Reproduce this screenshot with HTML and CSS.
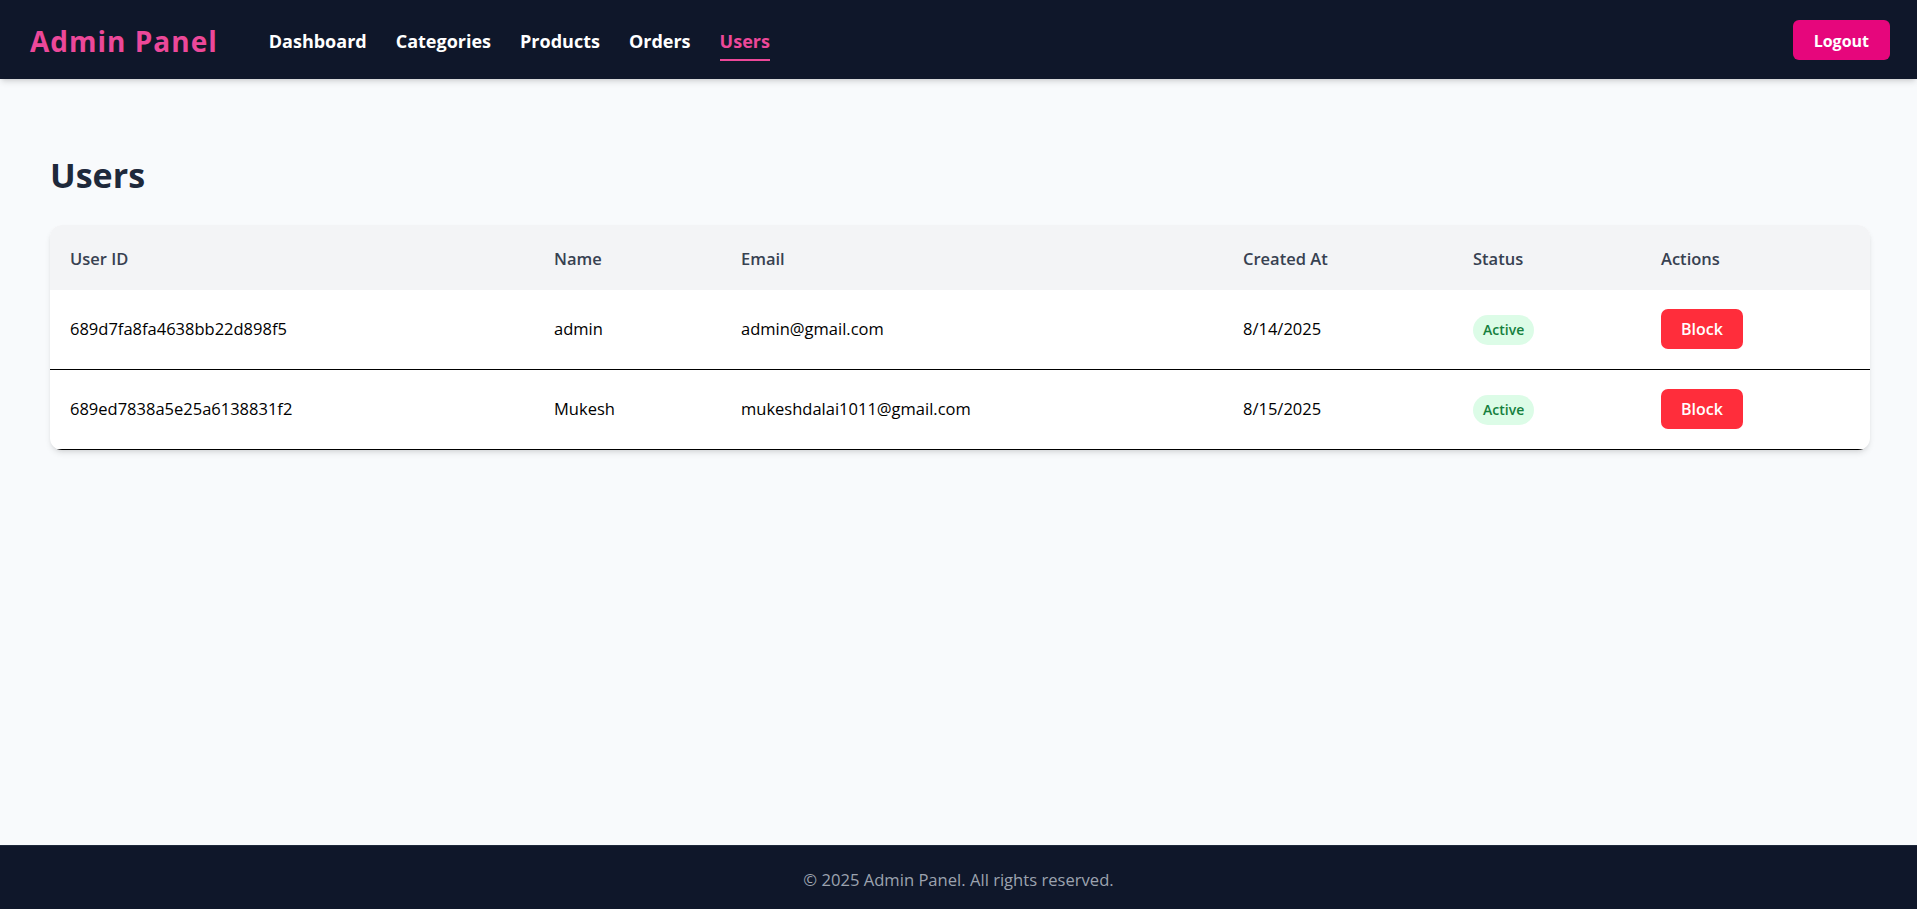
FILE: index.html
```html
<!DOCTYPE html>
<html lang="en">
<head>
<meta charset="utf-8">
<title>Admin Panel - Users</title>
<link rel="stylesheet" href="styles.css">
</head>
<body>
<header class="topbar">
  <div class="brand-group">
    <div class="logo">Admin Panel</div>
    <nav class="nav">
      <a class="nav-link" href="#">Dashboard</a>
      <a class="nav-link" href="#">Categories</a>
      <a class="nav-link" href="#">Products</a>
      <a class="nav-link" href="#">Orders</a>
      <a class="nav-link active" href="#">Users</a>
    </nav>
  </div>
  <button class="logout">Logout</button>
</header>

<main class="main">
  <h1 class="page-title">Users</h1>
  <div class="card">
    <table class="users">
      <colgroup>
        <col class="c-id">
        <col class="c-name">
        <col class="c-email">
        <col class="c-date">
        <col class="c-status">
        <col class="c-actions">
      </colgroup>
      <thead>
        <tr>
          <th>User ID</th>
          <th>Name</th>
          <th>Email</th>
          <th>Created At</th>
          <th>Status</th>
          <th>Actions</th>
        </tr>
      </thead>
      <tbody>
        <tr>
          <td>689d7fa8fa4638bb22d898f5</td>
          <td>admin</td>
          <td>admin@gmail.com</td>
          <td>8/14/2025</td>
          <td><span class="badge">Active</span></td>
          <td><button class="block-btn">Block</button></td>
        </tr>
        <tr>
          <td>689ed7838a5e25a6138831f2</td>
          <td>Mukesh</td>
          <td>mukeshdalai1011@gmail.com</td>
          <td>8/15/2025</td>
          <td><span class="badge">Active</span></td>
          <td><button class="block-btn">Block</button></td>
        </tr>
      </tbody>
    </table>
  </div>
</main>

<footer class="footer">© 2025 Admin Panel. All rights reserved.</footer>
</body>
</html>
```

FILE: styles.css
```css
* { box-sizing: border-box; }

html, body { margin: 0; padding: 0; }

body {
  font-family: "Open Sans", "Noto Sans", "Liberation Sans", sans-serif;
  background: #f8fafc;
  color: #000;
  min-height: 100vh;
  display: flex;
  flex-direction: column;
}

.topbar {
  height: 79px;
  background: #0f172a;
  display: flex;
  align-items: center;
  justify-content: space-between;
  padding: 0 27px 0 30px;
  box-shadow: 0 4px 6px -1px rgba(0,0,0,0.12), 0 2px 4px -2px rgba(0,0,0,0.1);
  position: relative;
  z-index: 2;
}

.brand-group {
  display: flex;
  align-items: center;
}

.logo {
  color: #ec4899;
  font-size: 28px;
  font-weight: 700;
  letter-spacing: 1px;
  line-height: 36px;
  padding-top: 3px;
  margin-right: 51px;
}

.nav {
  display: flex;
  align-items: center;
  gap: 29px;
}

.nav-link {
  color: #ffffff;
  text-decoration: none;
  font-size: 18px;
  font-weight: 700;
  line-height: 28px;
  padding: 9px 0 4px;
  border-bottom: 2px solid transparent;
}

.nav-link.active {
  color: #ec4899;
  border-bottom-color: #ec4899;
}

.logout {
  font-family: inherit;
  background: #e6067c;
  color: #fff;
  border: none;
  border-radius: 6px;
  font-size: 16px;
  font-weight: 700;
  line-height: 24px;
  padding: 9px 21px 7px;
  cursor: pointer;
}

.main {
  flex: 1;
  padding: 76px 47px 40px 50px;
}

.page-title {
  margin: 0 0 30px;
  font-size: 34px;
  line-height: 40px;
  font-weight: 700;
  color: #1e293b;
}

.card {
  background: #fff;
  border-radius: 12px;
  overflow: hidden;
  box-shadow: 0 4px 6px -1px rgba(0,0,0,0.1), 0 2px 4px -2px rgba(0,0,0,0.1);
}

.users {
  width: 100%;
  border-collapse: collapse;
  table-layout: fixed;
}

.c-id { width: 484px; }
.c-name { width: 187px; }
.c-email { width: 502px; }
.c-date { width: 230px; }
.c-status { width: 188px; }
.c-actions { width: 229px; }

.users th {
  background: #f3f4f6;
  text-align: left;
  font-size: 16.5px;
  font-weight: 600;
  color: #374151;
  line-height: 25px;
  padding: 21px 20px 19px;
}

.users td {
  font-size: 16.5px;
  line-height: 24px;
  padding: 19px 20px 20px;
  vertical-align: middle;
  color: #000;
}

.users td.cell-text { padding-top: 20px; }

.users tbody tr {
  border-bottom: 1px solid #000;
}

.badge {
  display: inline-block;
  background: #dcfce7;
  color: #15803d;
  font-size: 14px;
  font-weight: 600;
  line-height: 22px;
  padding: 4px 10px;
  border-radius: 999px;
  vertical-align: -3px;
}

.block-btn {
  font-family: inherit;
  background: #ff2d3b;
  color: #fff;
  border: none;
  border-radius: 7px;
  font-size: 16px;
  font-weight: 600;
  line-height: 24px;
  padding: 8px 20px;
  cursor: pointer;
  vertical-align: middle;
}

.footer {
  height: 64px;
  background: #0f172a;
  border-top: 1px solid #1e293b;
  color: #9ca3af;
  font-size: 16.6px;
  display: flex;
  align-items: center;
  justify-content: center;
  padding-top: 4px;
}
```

**What you will do:**
Return each line from the material above exactly, but not the pictures.

**Solution:**
Reproduce this screenshot with HTML and CSS.
FILE: index.html
```html
<!DOCTYPE html>
<html lang="en">
<head>
<meta charset="utf-8">
<title>Admin Panel - Users</title>
<link rel="stylesheet" href="styles.css">
</head>
<body>
<header class="topbar">
  <div class="brand-group">
    <div class="logo">Admin Panel</div>
    <nav class="nav">
      <a class="nav-link" href="#">Dashboard</a>
      <a class="nav-link" href="#">Categories</a>
      <a class="nav-link" href="#">Products</a>
      <a class="nav-link" href="#">Orders</a>
      <a class="nav-link active" href="#">Users</a>
    </nav>
  </div>
  <button class="logout">Logout</button>
</header>

<main class="main">
  <h1 class="page-title">Users</h1>
  <div class="card">
    <table class="users">
      <colgroup>
        <col class="c-id">
        <col class="c-name">
        <col class="c-email">
        <col class="c-date">
        <col class="c-status">
        <col class="c-actions">
      </colgroup>
      <thead>
        <tr>
          <th>User ID</th>
          <th>Name</th>
          <th>Email</th>
          <th>Created At</th>
          <th>Status</th>
          <th>Actions</th>
        </tr>
      </thead>
      <tbody>
        <tr>
          <td>689d7fa8fa4638bb22d898f5</td>
          <td>admin</td>
          <td>admin@gmail.com</td>
          <td>8/14/2025</td>
          <td><span class="badge">Active</span></td>
          <td><button class="block-btn">Block</button></td>
        </tr>
        <tr>
          <td>689ed7838a5e25a6138831f2</td>
          <td>Mukesh</td>
          <td>mukeshdalai1011@gmail.com</td>
          <td>8/15/2025</td>
          <td><span class="badge">Active</span></td>
          <td><button class="block-btn">Block</button></td>
        </tr>
      </tbody>
    </table>
  </div>
</main>

<footer class="footer">© 2025 Admin Panel. All rights reserved.</footer>
</body>
</html>
```

FILE: styles.css
```css
* { box-sizing: border-box; }

html, body { margin: 0; padding: 0; }

body {
  font-family: "Open Sans", "Noto Sans", "Liberation Sans", sans-serif;
  background: #f8fafc;
  color: #000;
  min-height: 100vh;
  display: flex;
  flex-direction: column;
}

.topbar {
  height: 79px;
  background: #0f172a;
  display: flex;
  align-items: center;
  justify-content: space-between;
  padding: 0 27px 0 30px;
  box-shadow: 0 4px 6px -1px rgba(0,0,0,0.12), 0 2px 4px -2px rgba(0,0,0,0.1);
  position: relative;
  z-index: 2;
}

.brand-group {
  display: flex;
  align-items: center;
}

.logo {
  color: #ec4899;
  font-size: 28px;
  font-weight: 700;
  letter-spacing: 1px;
  line-height: 36px;
  padding-top: 3px;
  margin-right: 51px;
}

.nav {
  display: flex;
  align-items: center;
  gap: 29px;
}

.nav-link {
  color: #ffffff;
  text-decoration: none;
  font-size: 18px;
  font-weight: 700;
  line-height: 28px;
  padding: 9px 0 4px;
  border-bottom: 2px solid transparent;
}

.nav-link.active {
  color: #ec4899;
  border-bottom-color: #ec4899;
}

.logout {
  font-family: inherit;
  background: #e6067c;
  color: #fff;
  border: none;
  border-radius: 6px;
  font-size: 16px;
  font-weight: 700;
  line-height: 24px;
  padding: 9px 21px 7px;
  cursor: pointer;
}

.main {
  flex: 1;
  padding: 76px 47px 40px 50px;
}

.page-title {
  margin: 0 0 30px;
  font-size: 34px;
  line-height: 40px;
  font-weight: 700;
  color: #1e293b;
}

.card {
  background: #fff;
  border-radius: 12px;
  overflow: hidden;
  box-shadow: 0 4px 6px -1px rgba(0,0,0,0.1), 0 2px 4px -2px rgba(0,0,0,0.1);
}

.users {
  width: 100%;
  border-collapse: collapse;
  table-layout: fixed;
}

.c-id { width: 484px; }
.c-name { width: 187px; }
.c-email { width: 502px; }
.c-date { width: 230px; }
.c-status { width: 188px; }
.c-actions { width: 229px; }

.users th {
  background: #f3f4f6;
  text-align: left;
  font-size: 16.5px;
  font-weight: 600;
  color: #374151;
  line-height: 25px;
  padding: 21px 20px 19px;
}

.users td {
  font-size: 16.5px;
  line-height: 24px;
  padding: 19px 20px 20px;
  vertical-align: middle;
  color: #000;
}

.users td.cell-text { padding-top: 20px; }

.users tbody tr {
  border-bottom: 1px solid #000;
}

.badge {
  display: inline-block;
  background: #dcfce7;
  color: #15803d;
  font-size: 14px;
  font-weight: 600;
  line-height: 22px;
  padding: 4px 10px;
  border-radius: 999px;
  vertical-align: -3px;
}

.block-btn {
  font-family: inherit;
  background: #ff2d3b;
  color: #fff;
  border: none;
  border-radius: 7px;
  font-size: 16px;
  font-weight: 600;
  line-height: 24px;
  padding: 8px 20px;
  cursor: pointer;
  vertical-align: middle;
}

.footer {
  height: 64px;
  background: #0f172a;
  border-top: 1px solid #1e293b;
  color: #9ca3af;
  font-size: 16.6px;
  display: flex;
  align-items: center;
  justify-content: center;
  padding-top: 4px;
}
```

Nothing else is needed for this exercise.